Koord perempuan dan laki-laki di bagian belakang menguatkan suasana dengan ekspresi jijik. Ada yang bergaya muntah, mengernyitkan dahi sambil menaikkan bahu. Suara “Huek, hiii,” bercampur menjadi satu. Hanafi pun juga demikian, sesudah itu Umar Rais kembali bercerita. Tentang seorang ibu yang hamil berusia 19 bulan. Suaminya resah, takut saat anaknya lahir membawa petaka. Setelah kiyai karnawi memberi kurma aswa kepada ibu tersebut. Anaknya langsung lahir dengan selamat.

Dari alur cerita tersebut, saya agak bingung ketika Umar mengajak Hanafi untuk mengantar ke rumah Kiyai Karnawi, seolah Hanafi masih bertanya siapa kiyai tersebut. Akan tetapi, Hanafi ternyata juga bercerita tentang kesaktian kiyai . Sudah barang tentu pertanyaan Hanafi tentang siapa kiyai karnawi seharusnya tidak muncul.
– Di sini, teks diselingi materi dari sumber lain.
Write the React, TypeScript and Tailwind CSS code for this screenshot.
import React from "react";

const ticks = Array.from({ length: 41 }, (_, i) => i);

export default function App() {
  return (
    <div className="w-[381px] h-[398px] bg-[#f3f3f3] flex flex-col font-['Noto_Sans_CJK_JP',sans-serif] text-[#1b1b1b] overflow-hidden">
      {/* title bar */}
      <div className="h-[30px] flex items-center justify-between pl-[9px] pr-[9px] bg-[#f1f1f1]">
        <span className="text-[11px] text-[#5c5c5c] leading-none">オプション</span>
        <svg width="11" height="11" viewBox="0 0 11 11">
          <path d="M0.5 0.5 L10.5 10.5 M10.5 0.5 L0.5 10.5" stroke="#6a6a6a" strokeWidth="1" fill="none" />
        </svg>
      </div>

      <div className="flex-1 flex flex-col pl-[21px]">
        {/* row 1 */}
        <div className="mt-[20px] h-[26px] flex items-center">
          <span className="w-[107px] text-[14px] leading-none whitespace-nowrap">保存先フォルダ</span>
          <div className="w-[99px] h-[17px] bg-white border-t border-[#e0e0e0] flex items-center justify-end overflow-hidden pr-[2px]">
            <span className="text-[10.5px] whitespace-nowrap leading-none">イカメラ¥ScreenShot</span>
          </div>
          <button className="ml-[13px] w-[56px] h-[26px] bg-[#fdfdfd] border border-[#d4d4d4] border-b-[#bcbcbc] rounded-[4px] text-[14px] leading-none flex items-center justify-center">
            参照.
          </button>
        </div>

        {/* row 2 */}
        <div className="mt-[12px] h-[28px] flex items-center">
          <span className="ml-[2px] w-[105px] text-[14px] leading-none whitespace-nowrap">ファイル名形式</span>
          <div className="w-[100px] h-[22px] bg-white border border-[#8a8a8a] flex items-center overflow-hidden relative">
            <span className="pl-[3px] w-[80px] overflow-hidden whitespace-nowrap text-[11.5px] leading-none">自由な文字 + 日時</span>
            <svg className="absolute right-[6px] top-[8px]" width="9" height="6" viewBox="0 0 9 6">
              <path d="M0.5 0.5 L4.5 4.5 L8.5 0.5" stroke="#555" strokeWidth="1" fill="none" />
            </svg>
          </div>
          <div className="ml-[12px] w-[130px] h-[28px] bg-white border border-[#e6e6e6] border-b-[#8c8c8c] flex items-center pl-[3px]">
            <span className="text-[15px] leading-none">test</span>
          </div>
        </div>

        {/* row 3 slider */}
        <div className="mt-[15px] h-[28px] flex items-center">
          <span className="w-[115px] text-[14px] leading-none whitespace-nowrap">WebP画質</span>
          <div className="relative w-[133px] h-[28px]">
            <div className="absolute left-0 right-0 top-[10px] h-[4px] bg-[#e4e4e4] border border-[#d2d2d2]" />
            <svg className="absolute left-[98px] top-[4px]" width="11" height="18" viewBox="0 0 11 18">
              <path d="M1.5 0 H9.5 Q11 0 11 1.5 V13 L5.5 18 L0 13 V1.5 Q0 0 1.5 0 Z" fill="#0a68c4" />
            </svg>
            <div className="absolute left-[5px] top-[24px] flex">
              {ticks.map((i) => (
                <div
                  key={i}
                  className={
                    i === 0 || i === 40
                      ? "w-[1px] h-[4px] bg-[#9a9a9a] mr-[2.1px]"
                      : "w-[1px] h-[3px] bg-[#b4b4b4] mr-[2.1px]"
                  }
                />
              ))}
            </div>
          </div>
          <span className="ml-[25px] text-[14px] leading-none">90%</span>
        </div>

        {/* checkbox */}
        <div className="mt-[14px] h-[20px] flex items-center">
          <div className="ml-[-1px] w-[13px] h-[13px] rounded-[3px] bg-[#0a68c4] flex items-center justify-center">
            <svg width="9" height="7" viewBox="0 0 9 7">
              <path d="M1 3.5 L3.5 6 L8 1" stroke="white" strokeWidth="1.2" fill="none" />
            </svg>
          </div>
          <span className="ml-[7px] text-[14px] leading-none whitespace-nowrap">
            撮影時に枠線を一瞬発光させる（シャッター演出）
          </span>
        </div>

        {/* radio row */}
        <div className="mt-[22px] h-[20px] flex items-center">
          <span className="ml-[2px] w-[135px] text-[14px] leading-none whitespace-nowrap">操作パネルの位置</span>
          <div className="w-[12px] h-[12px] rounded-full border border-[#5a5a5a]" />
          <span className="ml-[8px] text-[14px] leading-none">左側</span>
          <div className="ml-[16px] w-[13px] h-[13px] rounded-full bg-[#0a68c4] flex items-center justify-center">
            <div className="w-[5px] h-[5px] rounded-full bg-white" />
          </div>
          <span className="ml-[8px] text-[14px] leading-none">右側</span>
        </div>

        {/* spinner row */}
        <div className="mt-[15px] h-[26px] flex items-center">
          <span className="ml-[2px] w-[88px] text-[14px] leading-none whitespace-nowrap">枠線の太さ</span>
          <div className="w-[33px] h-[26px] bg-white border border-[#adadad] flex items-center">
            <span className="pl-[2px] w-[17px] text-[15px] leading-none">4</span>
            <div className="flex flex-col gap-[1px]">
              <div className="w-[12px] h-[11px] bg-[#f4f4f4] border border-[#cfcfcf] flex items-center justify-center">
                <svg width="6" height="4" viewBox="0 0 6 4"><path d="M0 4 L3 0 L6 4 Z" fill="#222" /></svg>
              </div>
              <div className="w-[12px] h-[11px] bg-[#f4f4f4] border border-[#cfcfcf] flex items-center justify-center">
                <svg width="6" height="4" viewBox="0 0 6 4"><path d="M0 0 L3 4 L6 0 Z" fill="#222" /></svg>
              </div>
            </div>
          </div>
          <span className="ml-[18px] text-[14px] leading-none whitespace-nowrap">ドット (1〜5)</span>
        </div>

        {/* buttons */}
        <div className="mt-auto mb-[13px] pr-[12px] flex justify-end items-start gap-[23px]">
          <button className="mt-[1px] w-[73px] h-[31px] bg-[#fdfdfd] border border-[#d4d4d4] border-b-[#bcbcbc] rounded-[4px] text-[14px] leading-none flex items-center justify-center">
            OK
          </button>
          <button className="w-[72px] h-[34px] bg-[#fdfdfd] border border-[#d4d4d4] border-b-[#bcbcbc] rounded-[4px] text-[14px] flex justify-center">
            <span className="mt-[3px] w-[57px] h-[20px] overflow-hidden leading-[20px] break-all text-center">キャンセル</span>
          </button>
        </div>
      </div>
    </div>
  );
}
Hanafi menceritakan, sekelompk petani melakukan aksi demonstrasi yang berujung bentrok dengan aparat militer. Seorang anak kecil kepalanya tertembak. Kiyai Karnawi yang datang di lokasi kejadian juga ditembak. Hanafi memberi contoh menjadi kiyai Karnawi yang ditembak. Temannya maju membawa peluru sebesar paha bayi seolah melemparkan peluru ke arah kiyai. Peluru tersebut kemudian ditangkap oleh kiyai Karnawi. Lalu dijatuhkan kebawah, “Kluthiik,” bunyi peluru yang jatuh ditirukan oleh Hanafi yang menceritakan tidakan kiyai.

***

Sehari sebelum pemilu, Umar Rais menyuruh Hanafi untuk mengambil kurma aswa milik kiyai Karnawi. Tangan Hanafi menyatu, kapalanya bergoyang kesamping kanan dan kiri secara berlahan. “Iya tuan,” jawabnya singkat. Umar Rais lalu pergi. Lampu pertunjukan dimatikan, suara petikan gitar dan gendang berbunyi mengiringi nyala lampu. Hanafi keluar dari bilik kiri berbusana muslim sambil tersenyum ceria. Langkahnya memanjang, tangannya memegang sebiji kurma untuk dipamerkan. Saku bajunya sebelah kanan bawah penuh dengan kurma. Plastik putih yang membungkus kurma di plastik diambil lalu diberikan kepada teman-teman untuk dibagikan.

*Tulisan ini untuk belajar menulis deskripsi dan menarasikan pertunjukan teater.